Return the listing below unchanged, minus its pictures.

━━ Source excerpt ━━

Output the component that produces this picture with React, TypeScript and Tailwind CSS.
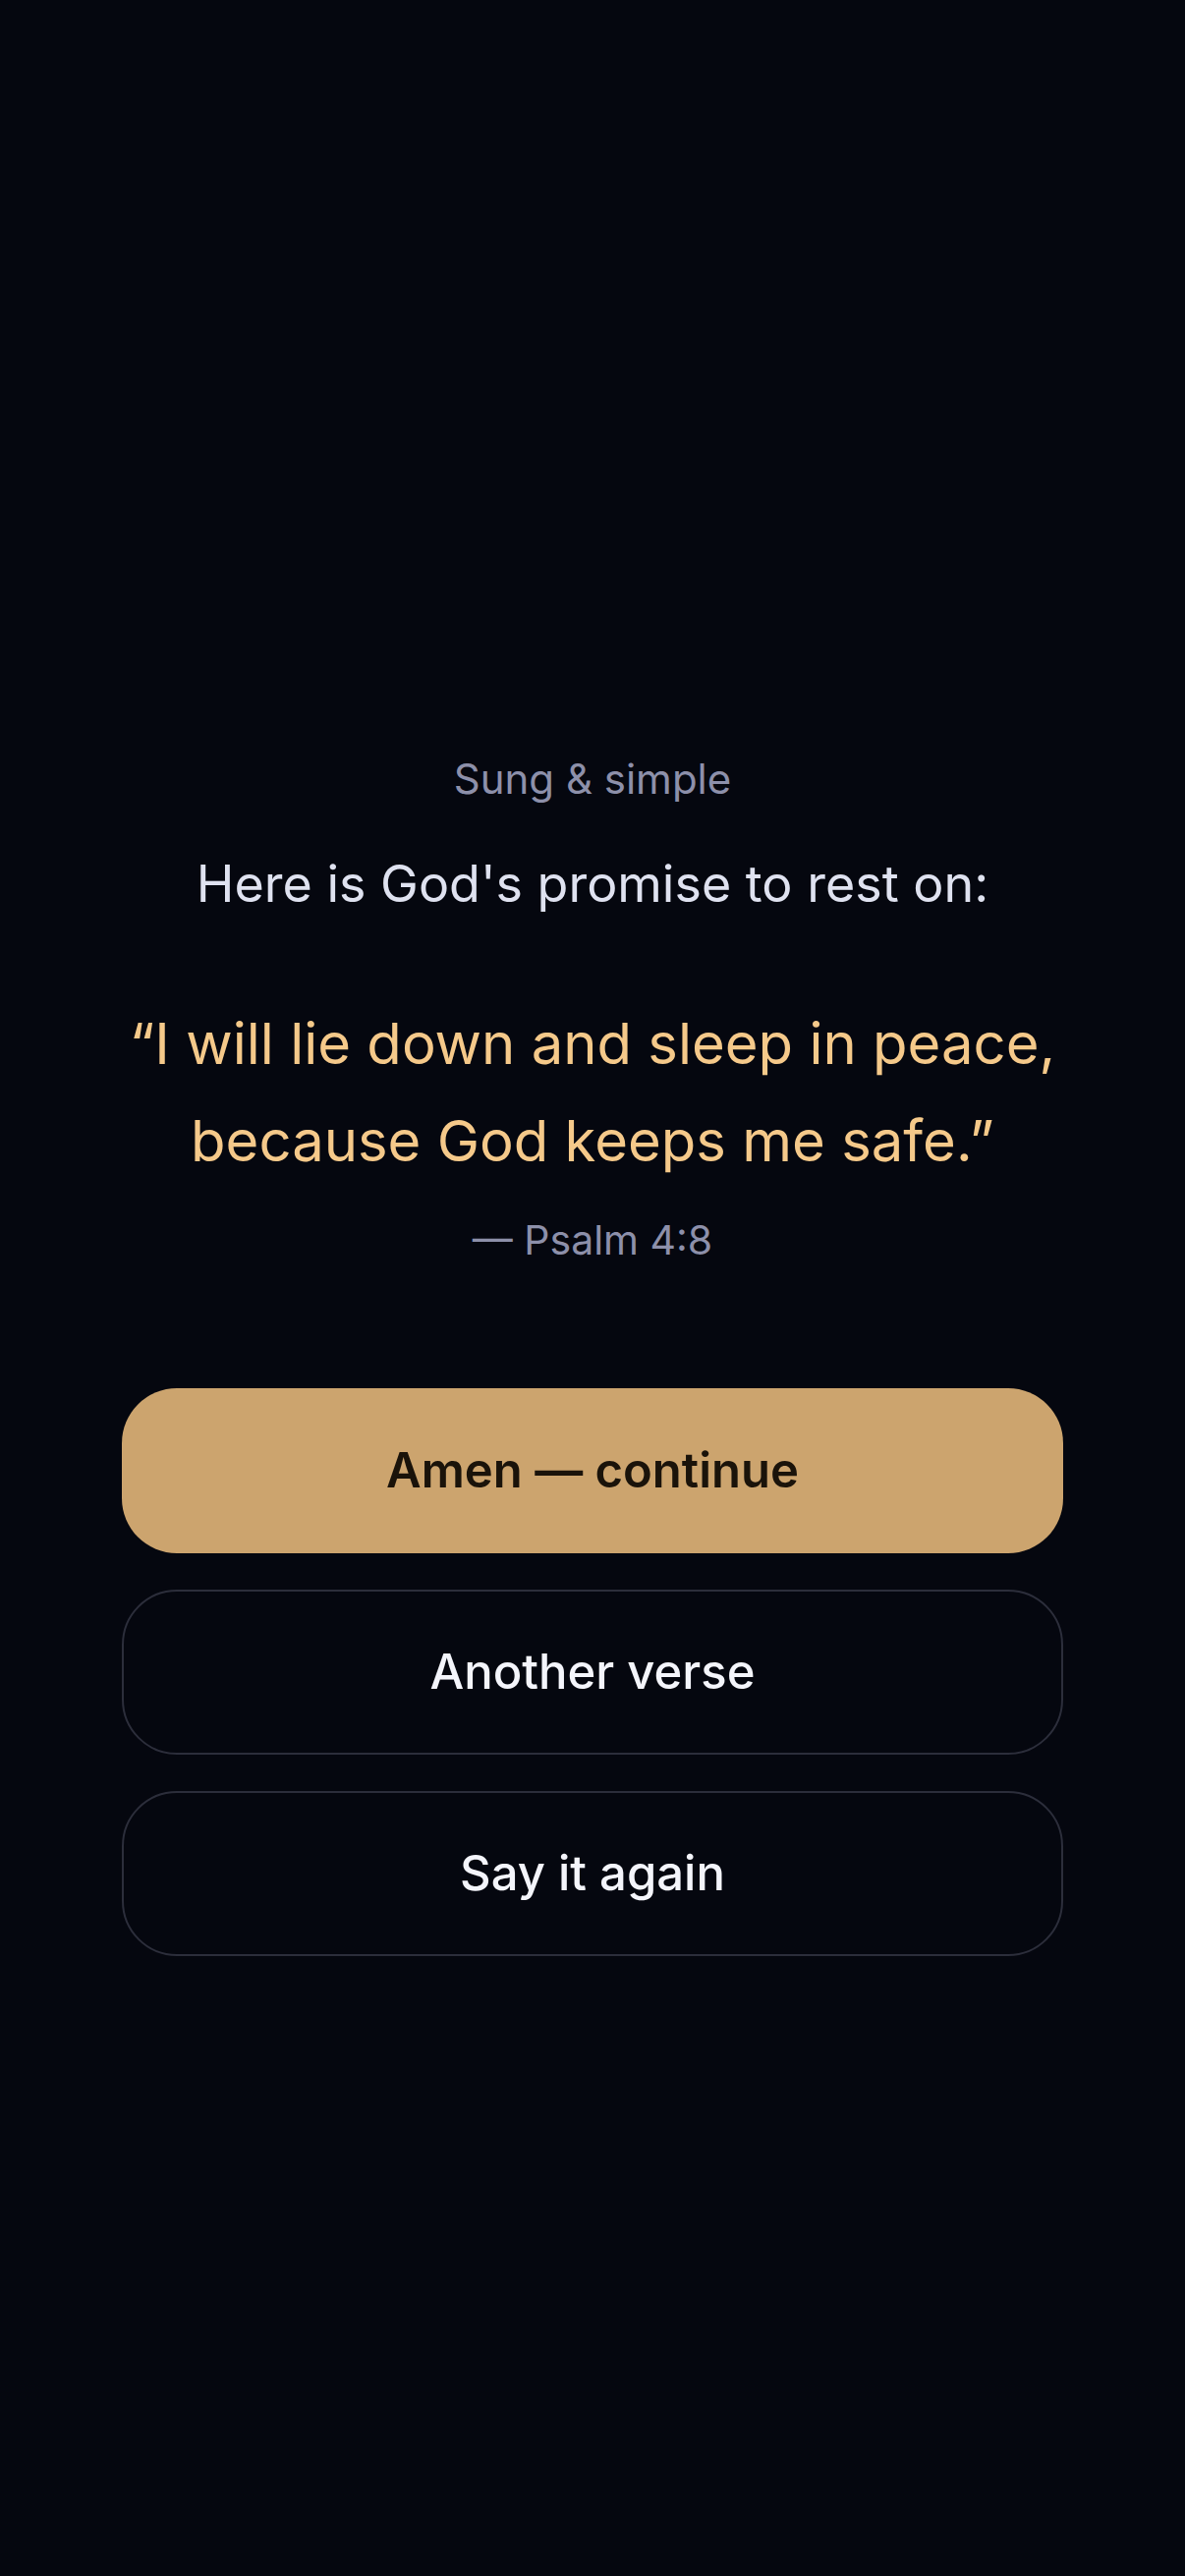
import React from "react";

const verse = {
  label: "Sung & simple",
  intro: "Here is God's promise to rest on:",
  text: "\u201CI will lie down and sleep in peace, because God keeps me safe.\u201D",
  ref: "\u2014 Psalm 4:8",
};

export default function App() {
  return (
    <div
      className="min-h-[2622px] w-full bg-[#05070f] px-[124px] pt-[761px]"
      style={{ fontFamily: "Inter, 'Noto Sans', 'Liberation Sans', sans-serif" }}
    >
      <div className="flex flex-col items-center text-center">
        <p className="text-[42px] leading-[63px] text-[#8d90aa]">{verse.label}</p>
        <h1 className="mt-[39px] text-[52px] leading-[73px] text-[#dfe2f0]">{verse.intro}</h1>
        <p className="mt-[77px] max-w-[980px] text-[58px] leading-[99px] text-[#f5c98a]">{verse.text}</p>
        <p className="mt-[20px] text-[41px] leading-[63px] text-[#8d90aa]">{verse.ref}</p>
      </div>

      <div className="mt-[119px] flex flex-col gap-[37px]">
        <button className="h-[168px] w-full rounded-[56px] bg-[#cca46e] text-[49px] font-semibold text-[#1a130a]">
          Amen — continue
        </button>
        <button className="h-[168px] w-full rounded-[56px] border-2 border-[#2c2e3b] text-[49px] font-medium text-[#f4f5fb]">
          Another verse
        </button>
        <button className="h-[168px] w-full rounded-[56px] border-2 border-[#2c2e3b] text-[49px] font-medium text-[#f4f5fb]">
          Say it again
        </button>
      </div>
    </div>
  );
}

━━━

**Written reply**.
Output the component that produces this picture with React, TypeScript and Tailwind CSS.
import React from "react";

const verse = {
  label: "Sung & simple",
  intro: "Here is God's promise to rest on:",
  text: "\u201CI will lie down and sleep in peace, because God keeps me safe.\u201D",
  ref: "\u2014 Psalm 4:8",
};

export default function App() {
  return (
    <div
      className="min-h-[2622px] w-full bg-[#05070f] px-[124px] pt-[761px]"
      style={{ fontFamily: "Inter, 'Noto Sans', 'Liberation Sans', sans-serif" }}
    >
      <div className="flex flex-col items-center text-center">
        <p className="text-[42px] leading-[63px] text-[#8d90aa]">{verse.label}</p>
        <h1 className="mt-[39px] text-[52px] leading-[73px] text-[#dfe2f0]">{verse.intro}</h1>
        <p className="mt-[77px] max-w-[980px] text-[58px] leading-[99px] text-[#f5c98a]">{verse.text}</p>
        <p className="mt-[20px] text-[41px] leading-[63px] text-[#8d90aa]">{verse.ref}</p>
      </div>

      <div className="mt-[119px] flex flex-col gap-[37px]">
        <button className="h-[168px] w-full rounded-[56px] bg-[#cca46e] text-[49px] font-semibold text-[#1a130a]">
          Amen — continue
        </button>
        <button className="h-[168px] w-full rounded-[56px] border-2 border-[#2c2e3b] text-[49px] font-medium text-[#f4f5fb]">
          Another verse
        </button>
        <button className="h-[168px] w-full rounded-[56px] border-2 border-[#2c2e3b] text-[49px] font-medium text-[#f4f5fb]">
          Say it again
        </button>
      </div>
    </div>
  );
}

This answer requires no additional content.